WORK TO COMPLETE:
Tell me how many lines hold "screenshot", please, using only the number.

TASK DATA:
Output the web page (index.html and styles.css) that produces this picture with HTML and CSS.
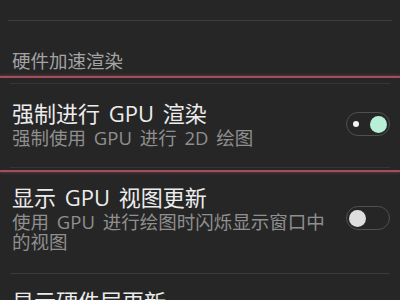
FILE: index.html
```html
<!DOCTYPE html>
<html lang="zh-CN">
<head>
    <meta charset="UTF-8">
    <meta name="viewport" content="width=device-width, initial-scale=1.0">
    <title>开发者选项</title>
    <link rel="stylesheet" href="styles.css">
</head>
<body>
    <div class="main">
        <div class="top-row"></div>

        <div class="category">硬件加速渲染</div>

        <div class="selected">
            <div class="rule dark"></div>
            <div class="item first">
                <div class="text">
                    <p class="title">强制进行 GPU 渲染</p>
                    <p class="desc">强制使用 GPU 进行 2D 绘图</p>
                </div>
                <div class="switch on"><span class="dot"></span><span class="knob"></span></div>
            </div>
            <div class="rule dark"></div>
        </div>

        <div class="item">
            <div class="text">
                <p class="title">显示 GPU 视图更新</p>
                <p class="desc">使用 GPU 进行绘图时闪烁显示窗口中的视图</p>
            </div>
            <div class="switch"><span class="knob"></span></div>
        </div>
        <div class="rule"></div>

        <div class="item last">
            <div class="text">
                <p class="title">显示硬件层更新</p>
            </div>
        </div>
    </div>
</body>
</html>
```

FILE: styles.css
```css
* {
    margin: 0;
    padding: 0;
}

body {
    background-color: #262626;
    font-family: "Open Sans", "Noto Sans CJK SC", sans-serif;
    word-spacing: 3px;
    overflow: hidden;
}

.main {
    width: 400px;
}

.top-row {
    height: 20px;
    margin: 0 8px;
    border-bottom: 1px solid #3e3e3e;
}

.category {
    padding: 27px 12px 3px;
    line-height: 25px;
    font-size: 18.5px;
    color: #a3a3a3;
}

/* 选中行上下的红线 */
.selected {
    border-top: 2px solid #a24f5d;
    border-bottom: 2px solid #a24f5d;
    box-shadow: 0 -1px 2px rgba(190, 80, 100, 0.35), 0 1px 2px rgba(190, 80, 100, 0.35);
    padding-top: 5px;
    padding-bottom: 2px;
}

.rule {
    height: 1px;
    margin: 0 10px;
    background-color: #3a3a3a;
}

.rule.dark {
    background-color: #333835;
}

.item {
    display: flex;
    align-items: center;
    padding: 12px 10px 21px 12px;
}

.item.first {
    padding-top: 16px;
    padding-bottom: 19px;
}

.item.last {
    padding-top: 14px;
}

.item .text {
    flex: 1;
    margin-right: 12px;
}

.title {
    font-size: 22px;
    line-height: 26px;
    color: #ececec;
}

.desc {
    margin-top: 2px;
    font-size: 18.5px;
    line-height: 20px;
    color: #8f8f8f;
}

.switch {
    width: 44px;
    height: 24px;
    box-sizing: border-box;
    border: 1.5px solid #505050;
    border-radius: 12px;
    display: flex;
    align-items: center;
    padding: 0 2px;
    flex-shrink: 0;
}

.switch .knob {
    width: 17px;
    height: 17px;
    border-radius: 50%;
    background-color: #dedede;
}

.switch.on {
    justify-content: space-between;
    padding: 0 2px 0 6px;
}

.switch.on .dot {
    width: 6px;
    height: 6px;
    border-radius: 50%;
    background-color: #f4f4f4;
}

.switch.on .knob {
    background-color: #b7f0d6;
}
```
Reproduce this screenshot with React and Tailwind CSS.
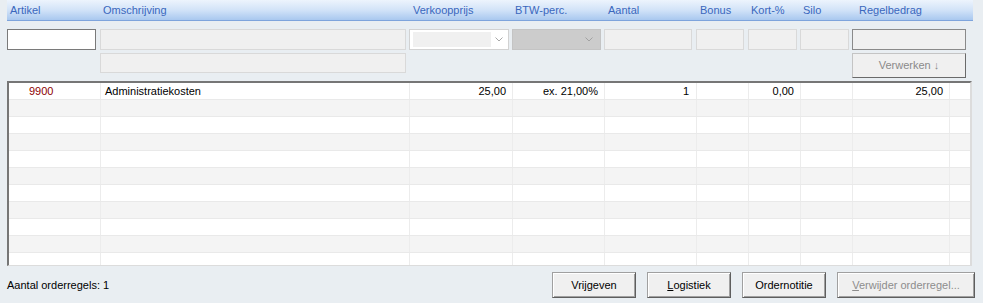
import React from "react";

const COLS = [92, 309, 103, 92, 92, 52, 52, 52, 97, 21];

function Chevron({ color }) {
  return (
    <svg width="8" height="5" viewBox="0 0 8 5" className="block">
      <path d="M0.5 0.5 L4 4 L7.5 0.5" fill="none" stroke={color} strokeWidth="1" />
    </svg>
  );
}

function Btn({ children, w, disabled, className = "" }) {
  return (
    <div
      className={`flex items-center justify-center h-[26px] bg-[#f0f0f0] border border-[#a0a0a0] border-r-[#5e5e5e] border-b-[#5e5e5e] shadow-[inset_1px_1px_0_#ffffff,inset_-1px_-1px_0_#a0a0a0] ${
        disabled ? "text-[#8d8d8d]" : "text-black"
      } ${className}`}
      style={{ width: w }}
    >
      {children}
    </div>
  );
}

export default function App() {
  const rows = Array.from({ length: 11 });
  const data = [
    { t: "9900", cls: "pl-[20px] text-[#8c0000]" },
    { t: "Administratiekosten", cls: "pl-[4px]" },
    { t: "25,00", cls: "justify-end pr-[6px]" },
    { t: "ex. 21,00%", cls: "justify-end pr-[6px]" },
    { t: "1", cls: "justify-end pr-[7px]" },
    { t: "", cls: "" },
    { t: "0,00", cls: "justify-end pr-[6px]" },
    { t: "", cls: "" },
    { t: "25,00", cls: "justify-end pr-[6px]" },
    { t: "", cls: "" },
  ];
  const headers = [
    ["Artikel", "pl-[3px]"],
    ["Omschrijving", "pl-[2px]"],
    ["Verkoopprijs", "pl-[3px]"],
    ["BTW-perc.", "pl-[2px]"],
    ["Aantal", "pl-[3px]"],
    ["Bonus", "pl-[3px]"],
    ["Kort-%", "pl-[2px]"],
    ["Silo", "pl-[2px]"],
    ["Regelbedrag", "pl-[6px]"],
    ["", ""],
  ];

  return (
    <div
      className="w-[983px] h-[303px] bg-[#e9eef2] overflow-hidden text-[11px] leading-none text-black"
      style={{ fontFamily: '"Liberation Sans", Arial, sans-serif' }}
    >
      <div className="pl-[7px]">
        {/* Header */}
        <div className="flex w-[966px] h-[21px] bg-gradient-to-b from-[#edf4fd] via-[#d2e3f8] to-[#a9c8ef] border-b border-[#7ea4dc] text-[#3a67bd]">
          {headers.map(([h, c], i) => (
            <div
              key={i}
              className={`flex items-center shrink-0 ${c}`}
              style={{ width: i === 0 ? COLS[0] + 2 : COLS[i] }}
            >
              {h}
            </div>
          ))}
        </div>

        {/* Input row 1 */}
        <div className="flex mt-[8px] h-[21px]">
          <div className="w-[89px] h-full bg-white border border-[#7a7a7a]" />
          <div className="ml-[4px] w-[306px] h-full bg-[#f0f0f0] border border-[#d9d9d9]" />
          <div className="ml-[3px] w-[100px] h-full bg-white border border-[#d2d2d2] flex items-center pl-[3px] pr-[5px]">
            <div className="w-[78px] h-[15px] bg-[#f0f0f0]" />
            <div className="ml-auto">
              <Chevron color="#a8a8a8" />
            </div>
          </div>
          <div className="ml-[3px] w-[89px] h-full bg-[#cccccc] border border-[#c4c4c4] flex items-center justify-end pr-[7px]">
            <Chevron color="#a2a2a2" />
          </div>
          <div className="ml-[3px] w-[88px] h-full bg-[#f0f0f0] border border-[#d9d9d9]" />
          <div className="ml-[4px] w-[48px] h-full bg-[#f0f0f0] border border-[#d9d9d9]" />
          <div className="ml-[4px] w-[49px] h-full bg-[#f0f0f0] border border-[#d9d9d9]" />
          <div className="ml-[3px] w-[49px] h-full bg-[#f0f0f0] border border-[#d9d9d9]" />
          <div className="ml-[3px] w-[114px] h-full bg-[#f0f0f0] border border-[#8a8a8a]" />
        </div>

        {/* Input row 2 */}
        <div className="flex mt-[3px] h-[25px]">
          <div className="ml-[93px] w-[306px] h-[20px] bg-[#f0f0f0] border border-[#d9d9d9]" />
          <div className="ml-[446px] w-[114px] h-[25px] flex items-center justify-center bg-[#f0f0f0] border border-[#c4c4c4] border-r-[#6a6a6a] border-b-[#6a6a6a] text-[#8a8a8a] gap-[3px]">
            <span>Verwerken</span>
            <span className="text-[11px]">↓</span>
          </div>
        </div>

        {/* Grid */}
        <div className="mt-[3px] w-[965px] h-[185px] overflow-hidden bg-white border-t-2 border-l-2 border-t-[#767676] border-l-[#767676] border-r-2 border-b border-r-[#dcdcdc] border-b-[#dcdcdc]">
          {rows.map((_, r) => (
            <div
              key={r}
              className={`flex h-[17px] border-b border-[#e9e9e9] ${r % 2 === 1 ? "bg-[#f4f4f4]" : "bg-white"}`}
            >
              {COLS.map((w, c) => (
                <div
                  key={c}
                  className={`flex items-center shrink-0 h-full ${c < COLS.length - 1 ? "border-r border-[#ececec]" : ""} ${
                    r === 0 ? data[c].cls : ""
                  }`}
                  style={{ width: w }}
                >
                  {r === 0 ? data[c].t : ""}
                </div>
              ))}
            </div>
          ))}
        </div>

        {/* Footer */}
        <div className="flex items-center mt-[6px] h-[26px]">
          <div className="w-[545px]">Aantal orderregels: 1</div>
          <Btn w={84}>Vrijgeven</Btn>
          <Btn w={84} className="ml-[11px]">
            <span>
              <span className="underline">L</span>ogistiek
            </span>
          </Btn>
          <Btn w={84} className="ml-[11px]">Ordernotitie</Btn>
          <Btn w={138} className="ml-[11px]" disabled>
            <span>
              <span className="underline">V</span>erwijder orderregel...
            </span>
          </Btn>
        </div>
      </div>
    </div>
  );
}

--

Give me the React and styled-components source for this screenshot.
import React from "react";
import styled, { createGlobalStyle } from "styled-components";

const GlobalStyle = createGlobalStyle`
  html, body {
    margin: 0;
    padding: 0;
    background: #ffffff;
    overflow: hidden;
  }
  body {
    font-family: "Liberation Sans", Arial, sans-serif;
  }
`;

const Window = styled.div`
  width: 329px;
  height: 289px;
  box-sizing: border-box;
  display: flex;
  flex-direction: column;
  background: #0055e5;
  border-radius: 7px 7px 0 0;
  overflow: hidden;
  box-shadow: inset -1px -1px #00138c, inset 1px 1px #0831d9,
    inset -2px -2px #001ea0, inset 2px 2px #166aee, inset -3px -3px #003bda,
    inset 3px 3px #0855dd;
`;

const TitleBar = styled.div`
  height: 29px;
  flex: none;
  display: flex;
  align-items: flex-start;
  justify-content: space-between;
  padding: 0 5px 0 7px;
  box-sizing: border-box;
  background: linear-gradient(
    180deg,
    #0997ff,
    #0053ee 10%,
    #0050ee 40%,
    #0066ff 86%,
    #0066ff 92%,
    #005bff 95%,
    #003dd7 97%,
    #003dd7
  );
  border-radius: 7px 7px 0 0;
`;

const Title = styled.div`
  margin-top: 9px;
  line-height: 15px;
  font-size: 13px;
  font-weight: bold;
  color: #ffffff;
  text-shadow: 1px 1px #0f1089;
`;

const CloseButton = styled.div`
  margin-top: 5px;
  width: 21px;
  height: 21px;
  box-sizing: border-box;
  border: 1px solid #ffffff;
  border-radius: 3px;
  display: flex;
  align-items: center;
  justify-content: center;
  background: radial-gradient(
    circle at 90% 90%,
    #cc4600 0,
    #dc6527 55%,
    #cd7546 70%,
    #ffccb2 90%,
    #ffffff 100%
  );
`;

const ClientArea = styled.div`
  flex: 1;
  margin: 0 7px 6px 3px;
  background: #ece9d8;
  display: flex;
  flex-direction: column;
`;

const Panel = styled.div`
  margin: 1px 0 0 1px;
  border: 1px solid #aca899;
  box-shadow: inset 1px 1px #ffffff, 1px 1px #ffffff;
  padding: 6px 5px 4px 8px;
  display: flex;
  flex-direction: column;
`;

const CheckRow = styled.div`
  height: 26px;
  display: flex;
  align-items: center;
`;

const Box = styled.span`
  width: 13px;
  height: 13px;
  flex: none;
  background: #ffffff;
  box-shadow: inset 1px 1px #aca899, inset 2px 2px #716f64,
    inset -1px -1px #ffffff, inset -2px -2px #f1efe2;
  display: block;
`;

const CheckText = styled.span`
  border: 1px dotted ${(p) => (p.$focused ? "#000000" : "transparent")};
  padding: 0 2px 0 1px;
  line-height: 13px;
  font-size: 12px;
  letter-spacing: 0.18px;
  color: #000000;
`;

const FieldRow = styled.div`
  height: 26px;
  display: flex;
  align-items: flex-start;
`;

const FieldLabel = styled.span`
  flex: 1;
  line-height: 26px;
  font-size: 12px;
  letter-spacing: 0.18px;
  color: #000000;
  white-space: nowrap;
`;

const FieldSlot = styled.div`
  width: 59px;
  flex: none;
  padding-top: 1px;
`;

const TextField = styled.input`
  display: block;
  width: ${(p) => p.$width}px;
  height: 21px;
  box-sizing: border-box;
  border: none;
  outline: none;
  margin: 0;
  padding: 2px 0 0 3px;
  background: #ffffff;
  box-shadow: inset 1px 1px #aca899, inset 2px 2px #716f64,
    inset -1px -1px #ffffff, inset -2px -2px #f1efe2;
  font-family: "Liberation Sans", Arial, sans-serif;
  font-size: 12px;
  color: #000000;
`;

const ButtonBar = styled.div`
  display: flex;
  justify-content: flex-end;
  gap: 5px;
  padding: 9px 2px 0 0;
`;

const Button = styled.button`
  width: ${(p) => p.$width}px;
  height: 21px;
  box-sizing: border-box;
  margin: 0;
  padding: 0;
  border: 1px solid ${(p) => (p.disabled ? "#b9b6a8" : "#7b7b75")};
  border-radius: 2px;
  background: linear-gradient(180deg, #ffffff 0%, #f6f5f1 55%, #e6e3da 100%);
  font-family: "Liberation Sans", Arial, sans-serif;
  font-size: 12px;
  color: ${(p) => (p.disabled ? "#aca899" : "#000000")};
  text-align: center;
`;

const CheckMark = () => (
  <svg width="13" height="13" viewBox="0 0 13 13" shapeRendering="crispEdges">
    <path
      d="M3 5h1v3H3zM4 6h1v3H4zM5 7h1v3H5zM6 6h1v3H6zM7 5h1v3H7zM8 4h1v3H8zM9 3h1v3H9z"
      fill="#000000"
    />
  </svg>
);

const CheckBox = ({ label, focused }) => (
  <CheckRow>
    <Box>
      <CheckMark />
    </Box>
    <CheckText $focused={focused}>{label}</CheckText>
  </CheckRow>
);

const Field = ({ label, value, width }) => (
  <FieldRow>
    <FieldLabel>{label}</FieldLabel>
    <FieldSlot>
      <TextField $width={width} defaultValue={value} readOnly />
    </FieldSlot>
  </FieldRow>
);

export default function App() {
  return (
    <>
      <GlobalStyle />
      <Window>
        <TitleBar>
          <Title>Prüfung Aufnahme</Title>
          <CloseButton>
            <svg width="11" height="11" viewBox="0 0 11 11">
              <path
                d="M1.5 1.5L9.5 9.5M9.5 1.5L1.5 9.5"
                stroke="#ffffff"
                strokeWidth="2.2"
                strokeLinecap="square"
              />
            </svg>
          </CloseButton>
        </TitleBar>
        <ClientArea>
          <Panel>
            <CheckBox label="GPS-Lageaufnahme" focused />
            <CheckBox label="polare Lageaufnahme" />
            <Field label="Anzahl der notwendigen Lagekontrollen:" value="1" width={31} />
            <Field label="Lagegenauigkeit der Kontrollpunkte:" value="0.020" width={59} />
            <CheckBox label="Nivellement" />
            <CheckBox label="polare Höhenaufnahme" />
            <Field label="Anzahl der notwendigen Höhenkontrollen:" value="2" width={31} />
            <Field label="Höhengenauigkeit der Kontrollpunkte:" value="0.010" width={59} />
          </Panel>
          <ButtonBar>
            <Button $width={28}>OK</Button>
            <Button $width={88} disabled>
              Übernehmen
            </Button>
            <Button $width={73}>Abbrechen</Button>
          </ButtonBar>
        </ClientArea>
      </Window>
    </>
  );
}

SOLUTION TO THIS EXERCISE:
2